» **REQUEST**: Identify the lines that contain the word "size", then copy them.
--- BEGIN MATERIAL PROVIDED ---
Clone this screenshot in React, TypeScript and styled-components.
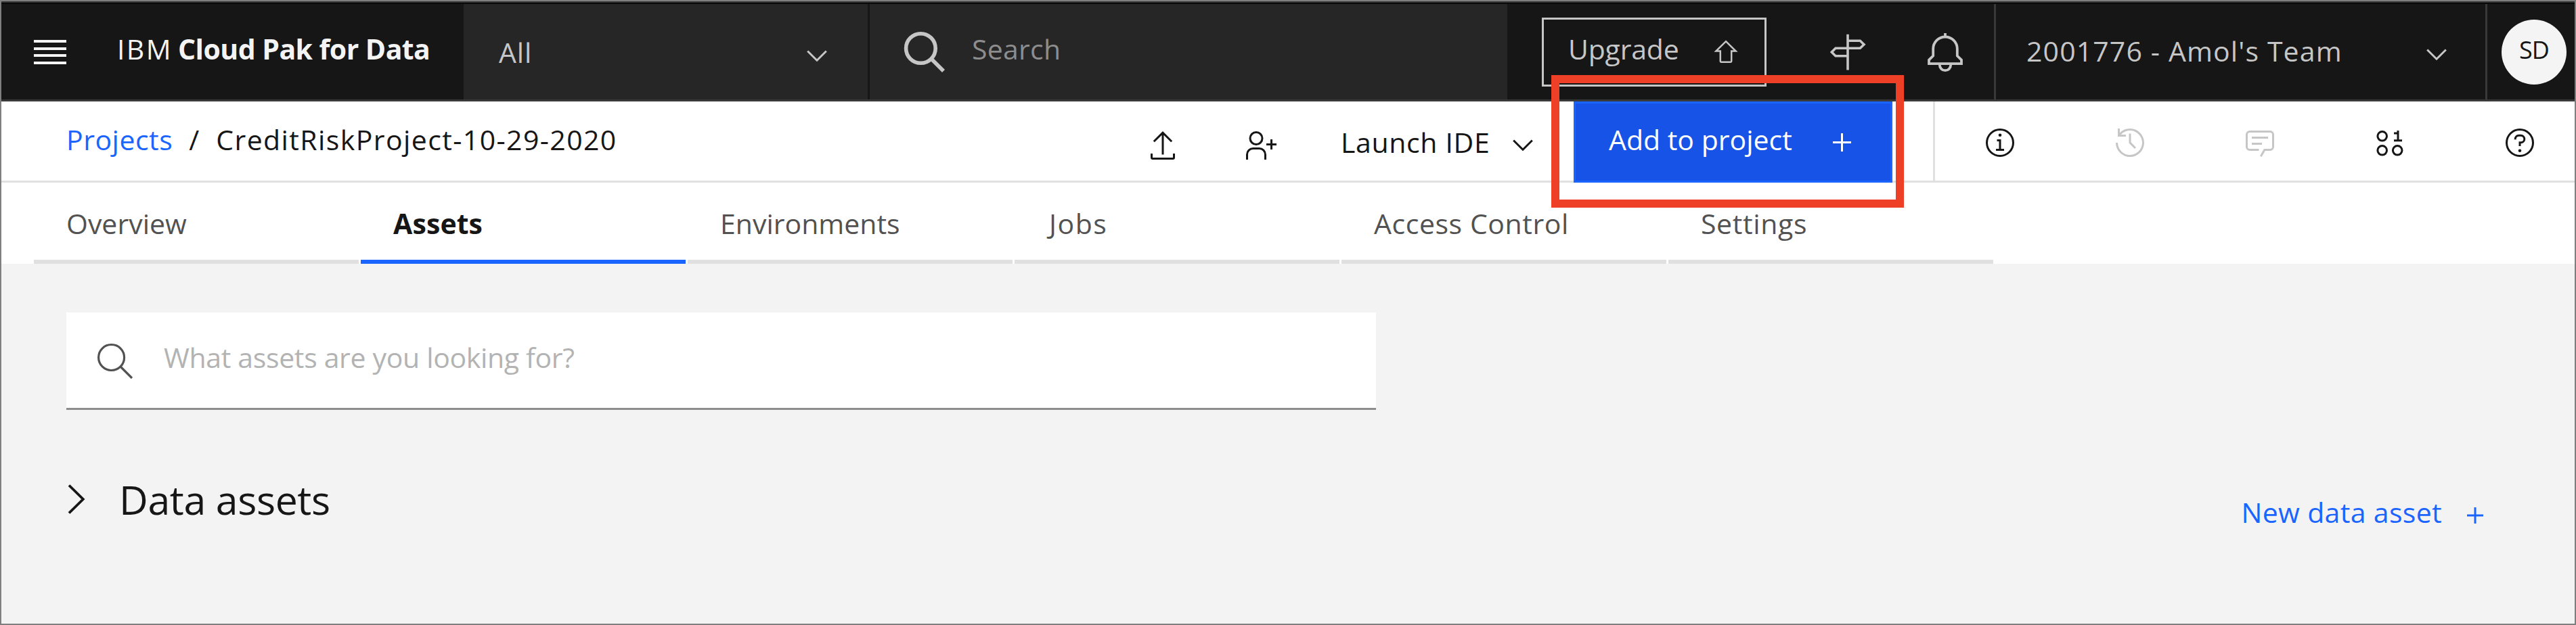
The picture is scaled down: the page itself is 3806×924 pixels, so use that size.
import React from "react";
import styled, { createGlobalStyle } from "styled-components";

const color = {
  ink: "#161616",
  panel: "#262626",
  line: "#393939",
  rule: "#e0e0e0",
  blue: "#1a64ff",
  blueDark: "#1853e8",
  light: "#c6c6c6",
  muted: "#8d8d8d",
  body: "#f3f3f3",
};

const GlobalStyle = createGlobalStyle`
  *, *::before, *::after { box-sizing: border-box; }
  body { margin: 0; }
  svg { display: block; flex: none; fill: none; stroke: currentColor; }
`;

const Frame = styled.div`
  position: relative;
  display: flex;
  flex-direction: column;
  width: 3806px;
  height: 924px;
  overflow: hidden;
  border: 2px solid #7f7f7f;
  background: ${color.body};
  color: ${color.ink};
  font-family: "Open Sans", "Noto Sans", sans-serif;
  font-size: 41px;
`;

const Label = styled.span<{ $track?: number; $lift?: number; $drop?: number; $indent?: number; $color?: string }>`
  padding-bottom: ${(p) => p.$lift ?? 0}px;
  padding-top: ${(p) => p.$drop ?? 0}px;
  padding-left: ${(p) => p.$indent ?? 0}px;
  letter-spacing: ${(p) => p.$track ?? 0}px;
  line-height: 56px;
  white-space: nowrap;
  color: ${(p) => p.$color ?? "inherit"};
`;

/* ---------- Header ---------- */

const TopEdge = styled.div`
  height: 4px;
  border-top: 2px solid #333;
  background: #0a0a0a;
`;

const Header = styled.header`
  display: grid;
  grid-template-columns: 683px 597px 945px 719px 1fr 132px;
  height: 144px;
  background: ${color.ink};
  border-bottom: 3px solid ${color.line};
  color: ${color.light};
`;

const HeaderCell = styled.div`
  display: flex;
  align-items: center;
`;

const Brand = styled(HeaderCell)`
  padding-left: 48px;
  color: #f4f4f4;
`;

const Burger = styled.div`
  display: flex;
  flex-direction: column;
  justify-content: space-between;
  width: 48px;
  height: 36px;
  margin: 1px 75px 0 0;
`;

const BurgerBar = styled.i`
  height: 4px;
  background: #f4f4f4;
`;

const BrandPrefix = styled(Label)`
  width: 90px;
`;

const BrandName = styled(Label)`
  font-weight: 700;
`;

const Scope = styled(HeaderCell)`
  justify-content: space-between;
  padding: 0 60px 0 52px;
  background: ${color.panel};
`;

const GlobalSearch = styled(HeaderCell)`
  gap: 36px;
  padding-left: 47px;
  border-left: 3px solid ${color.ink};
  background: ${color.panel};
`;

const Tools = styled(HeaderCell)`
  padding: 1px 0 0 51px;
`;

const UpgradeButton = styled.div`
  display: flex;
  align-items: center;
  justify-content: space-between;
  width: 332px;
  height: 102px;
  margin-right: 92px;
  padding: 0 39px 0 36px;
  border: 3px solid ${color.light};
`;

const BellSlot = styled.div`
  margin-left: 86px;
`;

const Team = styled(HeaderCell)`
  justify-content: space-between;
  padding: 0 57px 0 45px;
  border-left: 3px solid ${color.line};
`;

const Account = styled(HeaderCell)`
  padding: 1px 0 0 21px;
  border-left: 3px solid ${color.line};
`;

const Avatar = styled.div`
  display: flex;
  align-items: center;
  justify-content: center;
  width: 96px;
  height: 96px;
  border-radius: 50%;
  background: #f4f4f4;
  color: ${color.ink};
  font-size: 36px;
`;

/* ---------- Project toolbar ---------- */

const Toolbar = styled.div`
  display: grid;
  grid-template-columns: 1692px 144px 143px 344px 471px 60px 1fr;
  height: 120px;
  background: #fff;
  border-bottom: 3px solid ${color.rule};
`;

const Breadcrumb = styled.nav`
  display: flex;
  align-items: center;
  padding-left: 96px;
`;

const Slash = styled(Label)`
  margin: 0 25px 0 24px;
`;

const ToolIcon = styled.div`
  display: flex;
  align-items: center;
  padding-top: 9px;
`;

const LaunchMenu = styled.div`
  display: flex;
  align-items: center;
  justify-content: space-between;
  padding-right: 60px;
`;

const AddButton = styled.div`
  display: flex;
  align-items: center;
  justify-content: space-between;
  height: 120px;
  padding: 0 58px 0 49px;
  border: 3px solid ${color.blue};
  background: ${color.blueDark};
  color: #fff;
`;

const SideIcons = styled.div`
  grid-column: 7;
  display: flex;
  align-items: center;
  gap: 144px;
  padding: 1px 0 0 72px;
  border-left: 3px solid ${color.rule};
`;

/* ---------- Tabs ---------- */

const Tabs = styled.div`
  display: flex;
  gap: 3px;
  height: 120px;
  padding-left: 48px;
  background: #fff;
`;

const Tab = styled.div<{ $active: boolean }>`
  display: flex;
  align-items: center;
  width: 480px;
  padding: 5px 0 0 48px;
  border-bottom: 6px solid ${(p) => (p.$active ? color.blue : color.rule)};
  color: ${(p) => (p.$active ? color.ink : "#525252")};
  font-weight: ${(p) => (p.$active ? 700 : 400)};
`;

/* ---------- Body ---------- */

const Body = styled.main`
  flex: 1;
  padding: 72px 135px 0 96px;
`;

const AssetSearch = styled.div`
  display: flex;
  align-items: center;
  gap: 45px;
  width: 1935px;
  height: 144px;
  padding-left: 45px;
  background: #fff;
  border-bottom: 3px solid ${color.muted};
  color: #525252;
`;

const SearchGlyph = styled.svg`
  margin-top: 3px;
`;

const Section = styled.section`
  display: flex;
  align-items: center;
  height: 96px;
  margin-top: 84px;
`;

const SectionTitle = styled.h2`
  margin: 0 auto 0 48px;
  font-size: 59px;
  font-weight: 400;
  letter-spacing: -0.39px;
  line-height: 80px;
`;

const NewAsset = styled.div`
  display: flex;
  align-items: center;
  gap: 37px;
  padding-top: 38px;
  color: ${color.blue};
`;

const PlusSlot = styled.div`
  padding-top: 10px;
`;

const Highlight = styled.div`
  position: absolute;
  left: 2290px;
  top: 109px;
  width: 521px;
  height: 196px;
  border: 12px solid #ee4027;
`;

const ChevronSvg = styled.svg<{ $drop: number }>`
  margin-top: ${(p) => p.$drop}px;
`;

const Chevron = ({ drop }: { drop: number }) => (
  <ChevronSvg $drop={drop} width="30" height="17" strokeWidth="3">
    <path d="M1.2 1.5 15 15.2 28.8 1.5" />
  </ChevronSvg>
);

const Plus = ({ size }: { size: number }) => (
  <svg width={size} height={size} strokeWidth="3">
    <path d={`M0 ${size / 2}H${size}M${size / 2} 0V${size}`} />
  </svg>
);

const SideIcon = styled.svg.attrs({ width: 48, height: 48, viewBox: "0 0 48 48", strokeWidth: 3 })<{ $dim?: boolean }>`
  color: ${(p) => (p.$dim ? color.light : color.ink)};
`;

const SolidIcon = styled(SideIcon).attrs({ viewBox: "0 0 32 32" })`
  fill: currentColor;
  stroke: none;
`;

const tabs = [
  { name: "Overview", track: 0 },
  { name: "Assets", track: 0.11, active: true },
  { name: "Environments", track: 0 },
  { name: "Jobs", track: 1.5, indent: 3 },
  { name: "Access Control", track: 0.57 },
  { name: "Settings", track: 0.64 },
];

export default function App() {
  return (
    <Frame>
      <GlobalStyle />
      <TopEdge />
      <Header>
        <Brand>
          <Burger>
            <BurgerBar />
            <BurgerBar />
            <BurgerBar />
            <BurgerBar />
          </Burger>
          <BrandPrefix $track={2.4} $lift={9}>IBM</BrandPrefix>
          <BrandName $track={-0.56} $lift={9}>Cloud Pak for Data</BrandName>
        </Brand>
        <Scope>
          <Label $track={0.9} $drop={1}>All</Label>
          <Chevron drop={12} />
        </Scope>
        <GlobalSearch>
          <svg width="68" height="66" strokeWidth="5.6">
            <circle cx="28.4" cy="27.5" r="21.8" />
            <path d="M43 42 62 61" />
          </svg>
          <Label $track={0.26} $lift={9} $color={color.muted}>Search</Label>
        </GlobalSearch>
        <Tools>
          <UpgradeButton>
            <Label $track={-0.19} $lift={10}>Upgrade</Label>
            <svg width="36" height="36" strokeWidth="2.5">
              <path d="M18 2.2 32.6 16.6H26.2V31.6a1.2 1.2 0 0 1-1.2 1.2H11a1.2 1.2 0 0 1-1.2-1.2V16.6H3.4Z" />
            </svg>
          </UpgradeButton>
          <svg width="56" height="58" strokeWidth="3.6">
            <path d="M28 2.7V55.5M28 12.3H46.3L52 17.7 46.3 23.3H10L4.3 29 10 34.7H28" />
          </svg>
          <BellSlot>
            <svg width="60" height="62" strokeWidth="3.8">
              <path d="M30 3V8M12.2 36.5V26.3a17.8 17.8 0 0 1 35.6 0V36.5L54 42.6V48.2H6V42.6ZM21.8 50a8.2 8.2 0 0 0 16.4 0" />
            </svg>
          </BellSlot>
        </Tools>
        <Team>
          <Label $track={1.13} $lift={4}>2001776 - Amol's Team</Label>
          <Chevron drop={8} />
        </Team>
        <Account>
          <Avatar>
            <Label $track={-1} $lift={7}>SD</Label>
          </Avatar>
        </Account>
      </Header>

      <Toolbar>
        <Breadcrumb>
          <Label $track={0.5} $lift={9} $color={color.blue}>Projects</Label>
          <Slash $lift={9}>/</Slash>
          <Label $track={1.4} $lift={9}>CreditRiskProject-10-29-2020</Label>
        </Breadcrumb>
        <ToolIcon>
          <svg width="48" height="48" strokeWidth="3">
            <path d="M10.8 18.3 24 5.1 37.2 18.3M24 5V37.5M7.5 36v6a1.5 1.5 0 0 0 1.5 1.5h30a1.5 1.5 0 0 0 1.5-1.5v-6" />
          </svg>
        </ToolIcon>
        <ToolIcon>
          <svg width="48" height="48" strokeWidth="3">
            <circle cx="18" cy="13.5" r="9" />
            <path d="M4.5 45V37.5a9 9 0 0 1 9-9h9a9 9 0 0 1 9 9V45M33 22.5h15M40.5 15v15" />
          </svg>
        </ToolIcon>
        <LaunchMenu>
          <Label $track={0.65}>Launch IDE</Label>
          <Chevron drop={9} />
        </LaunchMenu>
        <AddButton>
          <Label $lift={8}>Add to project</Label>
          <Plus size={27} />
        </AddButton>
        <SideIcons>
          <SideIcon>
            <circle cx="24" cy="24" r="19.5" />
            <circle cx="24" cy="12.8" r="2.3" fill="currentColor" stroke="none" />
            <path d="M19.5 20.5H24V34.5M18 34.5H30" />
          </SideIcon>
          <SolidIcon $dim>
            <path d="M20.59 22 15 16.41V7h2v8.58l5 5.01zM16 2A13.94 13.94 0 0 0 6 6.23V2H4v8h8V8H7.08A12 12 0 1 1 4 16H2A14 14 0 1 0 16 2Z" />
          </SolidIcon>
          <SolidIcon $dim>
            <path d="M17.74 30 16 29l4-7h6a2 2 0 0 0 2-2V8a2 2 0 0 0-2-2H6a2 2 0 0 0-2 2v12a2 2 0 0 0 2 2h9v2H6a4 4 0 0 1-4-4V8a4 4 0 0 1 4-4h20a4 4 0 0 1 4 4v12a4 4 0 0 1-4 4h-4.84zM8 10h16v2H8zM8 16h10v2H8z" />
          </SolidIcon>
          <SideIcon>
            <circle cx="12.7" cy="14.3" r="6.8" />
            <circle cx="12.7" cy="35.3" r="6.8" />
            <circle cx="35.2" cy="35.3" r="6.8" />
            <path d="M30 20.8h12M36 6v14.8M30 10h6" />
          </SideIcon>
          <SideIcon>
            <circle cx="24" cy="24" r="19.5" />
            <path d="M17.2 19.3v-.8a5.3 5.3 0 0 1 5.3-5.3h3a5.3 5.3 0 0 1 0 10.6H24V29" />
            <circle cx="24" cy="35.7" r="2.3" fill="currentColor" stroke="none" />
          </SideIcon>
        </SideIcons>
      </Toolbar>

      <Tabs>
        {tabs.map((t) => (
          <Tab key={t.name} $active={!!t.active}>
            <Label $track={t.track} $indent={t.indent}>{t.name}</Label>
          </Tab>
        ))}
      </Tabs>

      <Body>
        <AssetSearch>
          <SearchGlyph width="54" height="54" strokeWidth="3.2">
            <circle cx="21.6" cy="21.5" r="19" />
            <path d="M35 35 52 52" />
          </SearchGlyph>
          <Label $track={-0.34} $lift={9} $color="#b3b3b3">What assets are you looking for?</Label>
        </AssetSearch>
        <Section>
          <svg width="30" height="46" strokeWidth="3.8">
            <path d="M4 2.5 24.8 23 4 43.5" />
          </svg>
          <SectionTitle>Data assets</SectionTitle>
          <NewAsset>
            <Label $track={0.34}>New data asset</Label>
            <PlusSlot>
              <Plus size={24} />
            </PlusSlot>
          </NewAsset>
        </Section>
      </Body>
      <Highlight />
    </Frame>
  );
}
--- END MATERIAL PROVIDED ---
» **FINISHED EXERCISE**:
The picture is scaled down: the page itself is 3806×924 pixels, so use that size.
  font-size: 41px;
  font-size: 36px;
  font-size: 59px;
const Plus = ({ size }: { size: number }) => (
  <svg width={size} height={size} strokeWidth="3">
    <path d={`M0 ${size / 2}H${size}M${size / 2} 0V${size}`} />
          <Plus size={27} />
              <Plus size={24} />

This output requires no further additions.